In arriving at this decision, the Federal Court also discussed several important tenets of industrial jurisprudence. Firstly, it affirmed that the right of an employee to livelihood is a fundamental right prescribed under Article 5(1) of the Federal Constitution. Therefore, pursuant to section 20 and supported by Raja Azlan Shah CJ’s remarks in Goon Kwee Phoy v J & P Coats (M) Sdn Bhd  2 MLJ 12, although an employer may terminate its employee’s services (provided the employer carries out the termination in accordance with the contractual terms), the employee may still challenge the dismissal before the Industrial Court if he believes that the dismissal is without just cause.
When the challenge is made, the Industrial Court’s main duty and function is to ensure that the dismissal must be premised on matters forming the basis of the dismissal (what caused the employer to dismiss the employee from service). Thus, any post-dismissal reason put forth by the employer in the Industrial Court proceeding which is not the reason for the dismissal, would not be justifiable. Much reliance was placed in the case of Goon Kwee Phoy above where the Federal Court declared that the Industrial Court is not entitled to rely on reasons given by the employer subsequent to the dismissal.
What if an employer does not provide any reasons for the dismissal in the first place? In such a case, it has been held that it remains incumbent on the Industrial Court to inquire whether the dismissal was made with or without just cause as it is its statutory duty to inquire into a dismissal.
Apart from this, the Federal Court was critical of the decisions made by the Industrial Court in Time Magazine Sdn Bhd v Ganesan R S Ramasamy  1 ILR 44, Sugunasegari P S Suppiah v SAP Malaysia Sdn Bhd  2 ILR 629 and Raja Nazim Raja Nazuddin v Padu Corporation  2 ILR 388 which were relied on the employer as these cases wrongly construed the ratio in Goon Kwee Phoy which could undermine the purpose of the IRA 1967, designed to protect employees. It would provide employers with a back door to add and enhance its grounds or basis for the dismissal during the court proceeding which were not the reasons for the employee’s dismissal initially. This would be repugnant to the fundamental basis of industrial jurisprudence and it was rightly held to be bad law.
The Federal Court, through Nallini Pathmanathan FCJ, also addressed the issue of an absence of a domestic inquiry. Based on the decisions of Dreamland Corp (M) Sdn Bhd v Choong Chin Sooi & Industrial Court of Malaysia  1 CLJ 1 and Wong Yuen Hock v Syarikat Hong Leong Bank Assurance Sdn Bhd & Anor Appeal  2 MLJ 753, she remarked that the position under the law is that a failure to convene a domestic inquiry is not fatal to the employer’s case because they could still justify the dismissal during the hearing. However, that does not mean the employer is at liberty to put forward reasons not provided at the time of dismissal.

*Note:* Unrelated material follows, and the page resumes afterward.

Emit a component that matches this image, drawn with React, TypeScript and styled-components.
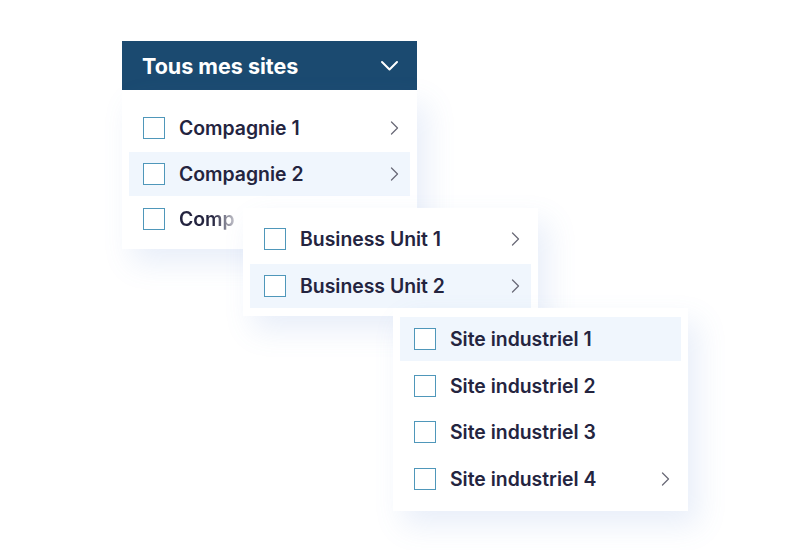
import React from 'react';
import styled, { createGlobalStyle } from 'styled-components';

const GlobalStyle = createGlobalStyle`
  html, body {
    margin: 0;
    padding: 0;
    background: #ffffff;
  }
  body {
    font-family: Inter, "Noto Sans", Arial, sans-serif;
    -webkit-font-smoothing: antialiased;
  }
`;

const Stage = styled.div`
  position: relative;
  width: 811px;
  height: 550px;
  overflow: hidden;
  background: #ffffff;
`;

const Dropdown = styled.div`
  position: absolute;
  left: 122px;
  top: 41px;
  width: 295px;
  z-index: 1;
`;

const Header = styled.div`
  display: flex;
  align-items: center;
  justify-content: space-between;
  height: 49px;
  padding: 0 18px 0 20px;
  box-sizing: border-box;
  background: #1b4a70;
  color: #ffffff;
  font-size: 21.5px;
  font-weight: 700;
`;

const Panel = styled.div<{ $x?: number; $y?: number; $z?: number; $pt?: number; $pb?: number; $gap?: number }>`
  position: ${(p) => (p.$x !== undefined ? 'absolute' : 'static')};
  left: ${(p) => p.$x ?? 0}px;
  top: ${(p) => p.$y ?? 0}px;
  z-index: ${(p) => p.$z ?? 1};
  width: 295px;
  box-sizing: border-box;
  padding: ${(p) => p.$pt ?? 9}px 7px ${(p) => p.$pb ?? 8}px;
  background: #ffffff;
  box-shadow: 10px 14px 28px rgba(95, 135, 215, 0.14);
  display: flex;
  flex-direction: column;
  gap: ${(p) => p.$gap ?? 2.5}px;
`;

const Row = styled.div<{ $active?: boolean }>`
  display: flex;
  align-items: center;
  height: 44px;
  padding: 0 11px 0 14px;
  background: ${(p) => (p.$active ? '#f0f6fd' : 'transparent')};
  color: #24243f;
  font-size: 19.4px;
  font-weight: 600;
  white-space: nowrap;
  overflow: hidden;
`;

const Box = styled.span`
  flex: none;
  width: 22px;
  height: 22px;
  box-sizing: border-box;
  border: 1.5px solid #4f97ba;
  background: #ffffff;
  margin-right: 14px;
`;

const Label = styled.span`
  flex: 1;
  overflow: hidden;
`;

// last item of the first list fades out under the sub-menu
const Fade = styled.span`
  background: linear-gradient(90deg, #24243f 60%, rgba(36, 36, 63, 0.25));
  -webkit-background-clip: text;
  background-clip: text;
  color: transparent;
`;

const ChevronRight = () => (
  <svg width="9" height="16" viewBox="0 0 9 16" fill="none">
    <path d="M1.5 2l6 6-6 6" stroke="#6b6b78" strokeWidth="1.3" strokeLinecap="round" strokeLinejoin="round" />
  </svg>
);

const ChevronDown = () => (
  <svg width="19" height="11" viewBox="0 0 19 11" fill="none">
    <path d="M2 2l7.5 7.5L17 2" stroke="#ffffff" strokeWidth="2" strokeLinecap="round" strokeLinejoin="round" />
  </svg>
);

interface Item {
  label: string;
  active?: boolean;
  more?: boolean;
}

const MenuRows: React.FC<{ items: Item[] }> = ({ items }) => (
  <>
    {items.map((it) => (
      <Row key={it.label} $active={it.active}>
        <Box />
        <Label>{it.label}</Label>
        {it.more && <ChevronRight />}
      </Row>
    ))}
  </>
);

export default function App() {
  return (
    <Stage>
      <GlobalStyle />
      <Dropdown>
        <Header>
          <span>Tous mes sites</span>
          <ChevronDown />
        </Header>
        <Panel $pt={16} $pb={8} $gap={1.5}>
          <MenuRows
            items={[
              { label: 'Compagnie 1', more: true },
              { label: 'Compagnie 2', active: true, more: true },
            ]}
          />
          <Row>
            <Box />
            <Label>
              <Fade>Comp</Fade>
            </Label>
          </Row>
        </Panel>
      </Dropdown>

      <Panel $x={243} $y={208} $z={2} $pt={9} $pb={8}>
        <MenuRows
          items={[
            { label: 'Business Unit 1', more: true },
            { label: 'Business Unit 2', active: true, more: true },
          ]}
        />
      </Panel>

      <Panel $x={393} $y={308} $z={3} $pt={9} $pb={10}>
        <MenuRows
          items={[
            { label: 'Site industriel 1', active: true },
            { label: 'Site industriel 2' },
            { label: 'Site industriel 3' },
            { label: 'Site industriel 4', more: true },
          ]}
        />
      </Panel>
    </Stage>
  );
}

Based on these principles, the question that would arise is whether the Industrial Court is absolutely prohibited from considering post-dismissal facts during the trial? The Federal Court answered this in the negative. It was of the view that in certain circumstances, it would be permissible such as where the employer discovered after the dismissal that the employee had also committed a criminal offence such as theft or breach of trust. In such case, the Industrial Court may take cognizance of the facts and consider them in deciding the appropriate reliefs to be given to ensure justice is balanced on both sides. As a result, an employee claiming for compensation in lieu of reinstatement may not be awarded the compensation if the alleged criminal misconduct can be proven.
What can be taken from this useful guidance by the apex court’s decision is that the Industrial Court serves to protect the rights of employees from being infringed by their employers by way of unfair dismissal. At all times, the employees’ right to livelihood must be upheld as encapsulated under Article 5(1) of the Federal Constitution. Therefore, if any employer wishes to terminate the services of its employees, it must be supported with solid and reasonable grounds. An employer is not entitled to load on grounds at trial to bolster its decision to dismiss the employee in the first place to avoid its dismissal being viewed unfavourably.
This decision also serves as guidance to employers to ensure that proper consideration together with justified and cogent grounds are made known to the employee at the outset as the employee is constitutionally entitled to know the reasons for his loss of livelihood. Therefore, any steps taken towards dismissing an employee must be carefully done to protect the employer from liability.